There’s been plenty of publicity around Allied – predicted earlier in the year as a likely Oscar contender, it’s been highly promoted. Directed by Robert Zemekis (Forrest Gump, Back To The Future), it certainly was expected to be visually compelling with impressive effects, and with all the ingredients for success, it seemed certain to be an instant crowd-pleaser. Unfortunately, that’s not quite the case.
Set in the Second World War, it stars Brad Pitt and Marion Cotillard as two spies who meet on a mission in Casablanca. When their faux romance turns into something real, Max (Pitt) and Marianne (Cotillard) escape Morocco and settle down in London. However, soon doubts about true allegiances threaten their domestic bliss.
Before looking at the issues of this film, it’s important to note that everything looks stunning. The costumes are so rich and the eggshell blue dress worn in a pivotal scene by Cotillard is certainly the most eye-catching look in a film that offers much competition. Don’t even get me started on her enviable coats. Everything is bathed in a soft light too, giving it a sumptuous feel. Brad Pitt too, certainly suits the wartime look and with his maturing face, he looks more like Robert Redford than he ever has. It’s actually a bit spooky.
However, visuals are all very well. This film suffers because it’s a true case of style over substance, where the look and design of the movie have taken precedence over effective storytelling. In fact, Allied has something of the ‘Benjamin Button‘ curse, of also being a film where everything looks great, but the story feels melodramatic and distant. As a result, and despite the best efforts of the soundtrack and numerous slow-mo shots, it simply came across as empty and soulless. There’s no point in having a glossy film when the action and the script – which bordered occasionally on the comical – is muddled.

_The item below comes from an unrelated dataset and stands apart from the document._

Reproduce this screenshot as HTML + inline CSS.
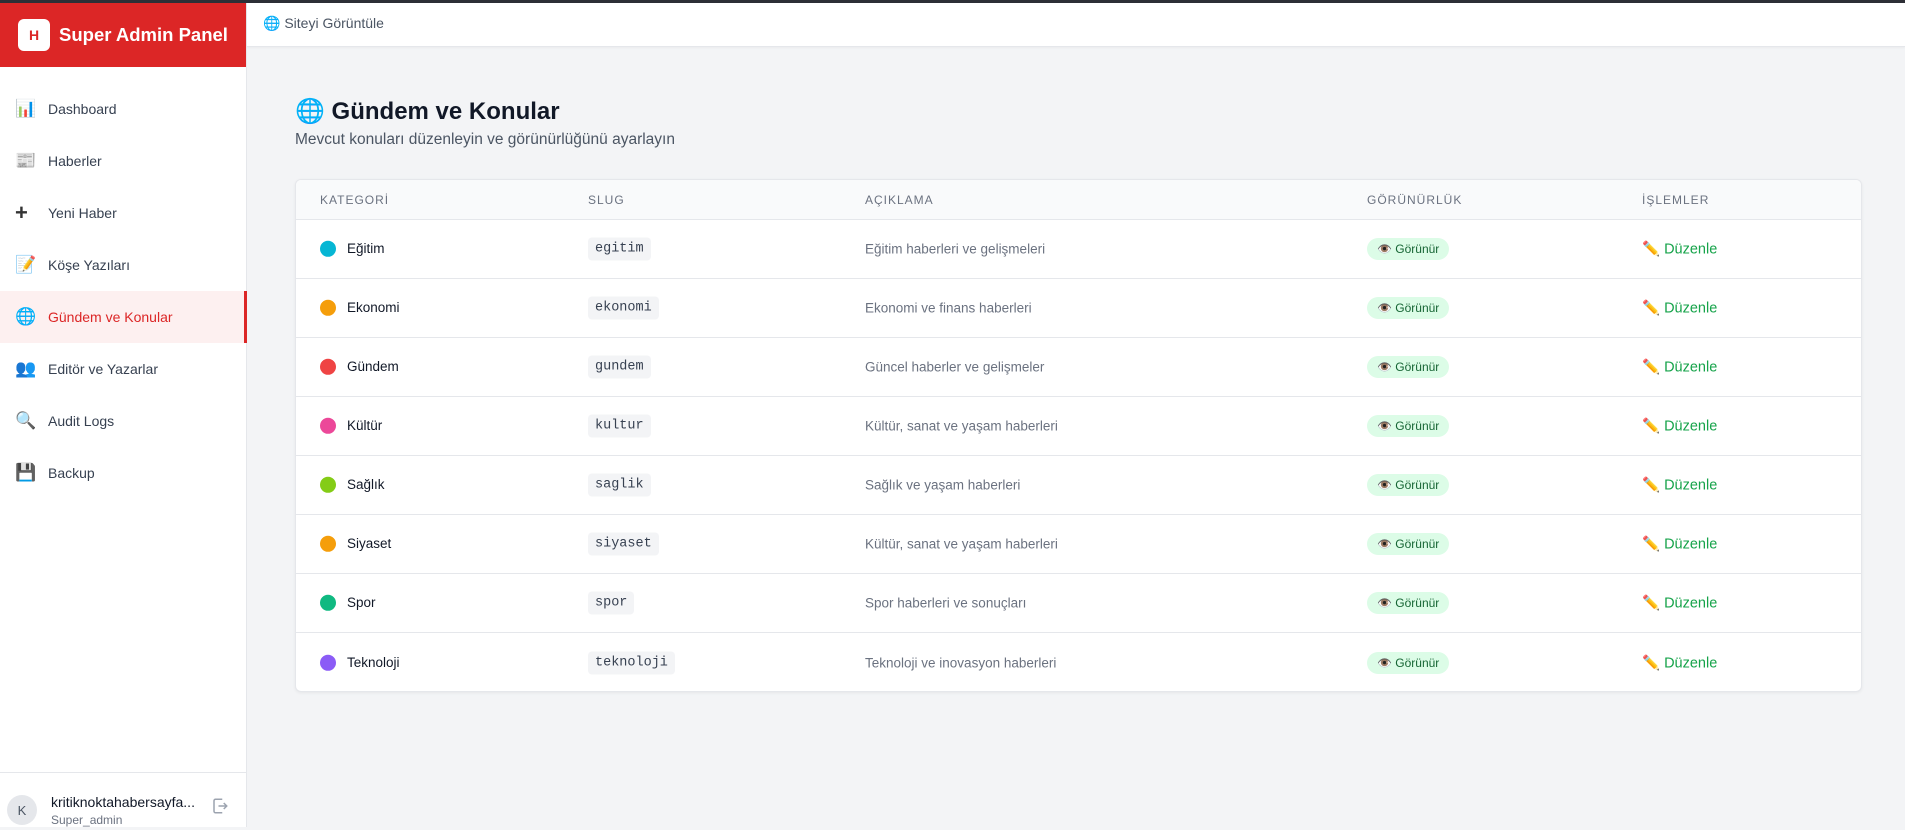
<!DOCTYPE html>
<html><head><meta charset="utf-8"><style>
*{box-sizing:border-box;margin:0;padding:0}
body{width:1905px;height:827px;overflow:hidden;background:#f3f4f6;font-family:"Liberation Sans","Noto Sans CJK JP",sans-serif;color:#111827;position:relative}
.topline{position:absolute;left:0;top:0;width:1905px;height:3px;background:#2d2f36}
.side{position:absolute;left:0;top:3px;width:247px;height:824px;background:#fff;border-right:1px solid #e5e7eb}
.brand{height:64px;background:#dc2626;display:flex;align-items:center;padding-left:18px}
.logo{width:32px;height:32px;background:#fff;border-radius:6px;color:#dc2626;font-weight:bold;font-size:14px;display:flex;align-items:center;justify-content:center}
.brand span{color:#fff;font-weight:bold;font-size:18.5px;margin-left:9px}
.nav{position:absolute;top:80px;left:0;width:247px}
.item{height:52px;display:flex;align-items:center;padding-left:15px;font-size:14px;color:#374151}
.item i{font-style:normal;width:33px;font-size:17px}
.item.act{background:#fdf0f0;color:#dc2626;border-right:3px solid #dc2626}
.foot{position:absolute;left:0;top:769px;width:247px;height:58px;border-top:1px solid #e5e7eb}
.av{position:absolute;left:7px;top:22px;width:30px;height:30px;border-radius:50%;background:#e5e7eb;color:#4b5563;font-size:13px;display:flex;align-items:center;justify-content:center}
.un{position:absolute;left:51px;top:21px;font-size:14px;color:#111827}
.ur{position:absolute;left:51px;top:40px;font-size:12px;color:#6b7280}
.topbar{position:absolute;left:247px;top:3px;width:1658px;height:44px;background:#fff;border-bottom:1px solid #e5e7eb;box-shadow:0 1px 2px rgba(0,0,0,.04);font-size:14px;color:#4b5563;padding:12px 0 0 16px}
h1{position:absolute;left:295px;top:97px;font-size:24px;font-weight:bold;color:#111827}
.sub{position:absolute;left:295px;top:131px;font-size:15.5px;color:#4b5563}
.tbl{position:absolute;left:295px;top:179px;width:1567px;height:513px;background:#fff;border:1px solid #e5e7eb;border-radius:6px;box-shadow:0 1px 3px rgba(0,0,0,.06);overflow:hidden}
.hd{height:40px;background:#f9fafb;border-bottom:1px solid #e5e7eb;position:relative;font-size:12px;letter-spacing:1px;color:#6b7280}
.hd span,.row span{position:absolute;top:50%;transform:translateY(-50%)}
.row{height:59px;border-bottom:1px solid #e5e7eb;position:relative;font-size:13.5px}
.row:last-child{border-bottom:none}
.c1{left:24px}.c2{left:292px}.c3{left:569px}.c4{left:1071px}.c5{left:1346px}
.dot{display:inline-block;width:16px;height:16px;border-radius:50%;vertical-align:middle;margin-right:11px}
.slug{font-family:"Liberation Mono",monospace;font-size:13.5px;color:#374151;background:#f3f4f6;border-radius:4px;padding:4px 7px}
.desc{color:#6b7280;font-size:13.5px}
.badge{background:#dcfce7;color:#166534;font-size:12px;border-radius:12px;padding:4px 10px}
.ed{color:#16a34a;font-size:14.5px}
</style></head><body>
<div class="topline"></div>
<div class="side">
 <div class="brand"><div class="logo">H</div><span>Super Admin Panel</span></div>
 <div class="nav">
  <div class="item"><i>📊</i>Dashboard</div>
  <div class="item"><i>📰</i>Haberler</div>
  <div class="item"><i style="font-weight:bold;font-size:22px;color:#333">+</i>Yeni Haber</div>
  <div class="item"><i>📝</i>Köşe Yazıları</div>
  <div class="item act"><i>🌐</i>Gündem ve Konular</div>
  <div class="item"><i>👥</i>Editör ve Yazarlar</div>
  <div class="item"><i>🔍</i>Audit Logs</div>
  <div class="item"><i>💾</i>Backup</div>
 </div>
 <div class="foot"><div class="av">K</div><div class="un">kritiknoktahabersayfa...</div><div class="ur">Super_admin</div>
 <svg style="position:absolute;left:211px;top:24px" width="18" height="18" viewBox="0 0 24 24" fill="none" stroke="#9ca3af" stroke-width="2"><path d="M15 3H6a2 2 0 0 0-2 2v14a2 2 0 0 0 2 2h9M10 12h11M17 8l4 4-4 4"/></svg></div>
</div>
<div class="topbar">🌐 Siteyi Görüntüle</div>
<h1>🌐 Gündem ve Konular</h1>
<div class="sub">Mevcut konuları düzenleyin ve görünürlüğünü ayarlayın</div>
<div class="tbl">
 <div class="hd"><span class="c1">KATEGORİ</span><span class="c2">SLUG</span><span class="c3">AÇIKLAMA</span><span class="c4">GÖRÜNÜRLÜK</span><span class="c5">İŞLEMLER</span></div>
 <div class="row"><span class="c1"><i class="dot" style="background:#06b6d4"></i>Eğitim</span><span class="c2 slug">egitim</span><span class="c3 desc">Eğitim haberleri ve gelişmeleri</span><span class="c4 badge">👁️ Görünür</span><span class="c5 ed">✏️ Düzenle</span></div>
 <div class="row"><span class="c1"><i class="dot" style="background:#f59e0b"></i>Ekonomi</span><span class="c2 slug">ekonomi</span><span class="c3 desc">Ekonomi ve finans haberleri</span><span class="c4 badge">👁️ Görünür</span><span class="c5 ed">✏️ Düzenle</span></div>
 <div class="row"><span class="c1"><i class="dot" style="background:#ef4444"></i>Gündem</span><span class="c2 slug">gundem</span><span class="c3 desc">Güncel haberler ve gelişmeler</span><span class="c4 badge">👁️ Görünür</span><span class="c5 ed">✏️ Düzenle</span></div>
 <div class="row"><span class="c1"><i class="dot" style="background:#ec4899"></i>Kültür</span><span class="c2 slug">kultur</span><span class="c3 desc">Kültür, sanat ve yaşam haberleri</span><span class="c4 badge">👁️ Görünür</span><span class="c5 ed">✏️ Düzenle</span></div>
 <div class="row"><span class="c1"><i class="dot" style="background:#84cc16"></i>Sağlık</span><span class="c2 slug">saglik</span><span class="c3 desc">Sağlık ve yaşam haberleri</span><span class="c4 badge">👁️ Görünür</span><span class="c5 ed">✏️ Düzenle</span></div>
 <div class="row"><span class="c1"><i class="dot" style="background:#f59e0b"></i>Siyaset</span><span class="c2 slug">siyaset</span><span class="c3 desc">Kültür, sanat ve yaşam haberleri</span><span class="c4 badge">👁️ Görünür</span><span class="c5 ed">✏️ Düzenle</span></div>
 <div class="row"><span class="c1"><i class="dot" style="background:#10b981"></i>Spor</span><span class="c2 slug">spor</span><span class="c3 desc">Spor haberleri ve sonuçları</span><span class="c4 badge">👁️ Görünür</span><span class="c5 ed">✏️ Düzenle</span></div>
 <div class="row"><span class="c1"><i class="dot" style="background:#8b5cf6"></i>Teknoloji</span><span class="c2 slug">teknoloji</span><span class="c3 desc">Teknoloji ve inovasyon haberleri</span><span class="c4 badge">👁️ Görünür</span><span class="c5 ed">✏️ Düzenle</span></div>
</div>
</body></html>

It’s a real pity, because Cotillard and Pitt are a natural combination of star power, beauty and acting ability. Perhaps it lost me early, when it placed the characters in the same Casablanca that we know from the iconic 1942 film of the same name. There’s even mention of French patriots singing La Marseillaise in a bar, and in the face of German soldiers – I mean, if you’re going to reference it this heavily, isn’t that a bit risky? Casablanca is commonly regarded as one of the best films of all time, so Allied is only going to suffer in comparison.
Aside from the look of the film, there is one small shining light – Jared Harris (Mad Men, The Crown) appears as Max’s commanding officer and is as wonderful (and as comfortable in period costumes) as ever. That’s what I’d like for Christmas, more Jared Harris in all period dramas. There’s also quite a seasoned cast that make up the background of the film, from Matthew Goode as an injured soldier to Lizzie Caplan as Max’s sister. None get more than a few minutes of screen time and despite the actors all giving good performances, the characters feel so underdeveloped that you can’t help but wonder if a lot more was left behind on the cutting room floor.

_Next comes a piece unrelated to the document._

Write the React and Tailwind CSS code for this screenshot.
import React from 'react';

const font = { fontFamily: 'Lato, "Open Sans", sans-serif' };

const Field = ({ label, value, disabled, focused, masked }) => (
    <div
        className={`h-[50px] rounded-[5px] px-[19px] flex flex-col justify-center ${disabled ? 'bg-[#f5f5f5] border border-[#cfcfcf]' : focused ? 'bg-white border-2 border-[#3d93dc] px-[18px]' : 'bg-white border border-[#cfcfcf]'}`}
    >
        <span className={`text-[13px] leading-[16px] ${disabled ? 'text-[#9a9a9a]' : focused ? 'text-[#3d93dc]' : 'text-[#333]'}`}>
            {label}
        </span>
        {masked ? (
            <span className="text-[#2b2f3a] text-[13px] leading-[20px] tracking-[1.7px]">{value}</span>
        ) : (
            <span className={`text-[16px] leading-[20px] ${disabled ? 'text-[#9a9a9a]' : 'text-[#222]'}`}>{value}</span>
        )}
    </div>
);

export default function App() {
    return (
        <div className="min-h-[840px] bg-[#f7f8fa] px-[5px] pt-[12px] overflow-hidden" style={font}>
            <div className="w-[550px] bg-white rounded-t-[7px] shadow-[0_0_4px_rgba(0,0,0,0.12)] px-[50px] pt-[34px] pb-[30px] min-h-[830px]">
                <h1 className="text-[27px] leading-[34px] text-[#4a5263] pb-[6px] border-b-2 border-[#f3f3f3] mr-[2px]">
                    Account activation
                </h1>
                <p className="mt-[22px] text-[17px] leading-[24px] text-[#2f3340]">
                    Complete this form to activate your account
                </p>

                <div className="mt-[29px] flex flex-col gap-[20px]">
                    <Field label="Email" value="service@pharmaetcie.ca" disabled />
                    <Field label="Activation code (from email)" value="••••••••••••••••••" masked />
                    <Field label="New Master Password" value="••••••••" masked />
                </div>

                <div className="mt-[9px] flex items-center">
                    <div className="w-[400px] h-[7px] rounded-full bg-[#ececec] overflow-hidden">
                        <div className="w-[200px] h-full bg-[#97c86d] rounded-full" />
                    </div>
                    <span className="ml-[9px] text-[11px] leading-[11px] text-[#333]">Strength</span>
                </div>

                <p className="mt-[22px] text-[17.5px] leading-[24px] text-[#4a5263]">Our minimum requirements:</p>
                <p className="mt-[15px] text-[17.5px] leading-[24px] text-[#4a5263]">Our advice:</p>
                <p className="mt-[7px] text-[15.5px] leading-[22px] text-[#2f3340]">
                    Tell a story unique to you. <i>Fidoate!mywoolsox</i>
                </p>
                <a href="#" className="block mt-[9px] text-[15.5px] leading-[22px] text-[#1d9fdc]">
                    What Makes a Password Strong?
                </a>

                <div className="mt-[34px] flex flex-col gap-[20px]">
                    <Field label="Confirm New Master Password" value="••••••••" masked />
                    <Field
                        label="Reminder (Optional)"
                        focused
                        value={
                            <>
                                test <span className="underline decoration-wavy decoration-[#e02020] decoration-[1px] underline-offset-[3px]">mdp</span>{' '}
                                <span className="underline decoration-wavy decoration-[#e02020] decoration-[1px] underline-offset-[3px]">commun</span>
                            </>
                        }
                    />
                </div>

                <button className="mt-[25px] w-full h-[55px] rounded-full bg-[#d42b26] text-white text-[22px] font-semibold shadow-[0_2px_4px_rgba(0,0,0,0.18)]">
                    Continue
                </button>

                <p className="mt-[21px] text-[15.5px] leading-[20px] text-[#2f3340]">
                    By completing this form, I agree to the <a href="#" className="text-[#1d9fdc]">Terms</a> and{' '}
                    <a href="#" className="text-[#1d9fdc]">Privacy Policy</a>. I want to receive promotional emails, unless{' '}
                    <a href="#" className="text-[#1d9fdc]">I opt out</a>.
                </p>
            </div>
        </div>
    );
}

Allied is strange, because it had a lot of important ingredients to succeed as a fantastic wartime drama. Two proven actors at the top of their game as the leads, stunning costumes and exemplary visual effects. What it was missing was a strong script and effective storytelling,instead slipping into melodrama. It’s all very well to make something look great, but when a film works too hard to force emotion into a lacklustre script like Allied does, it loses an audience.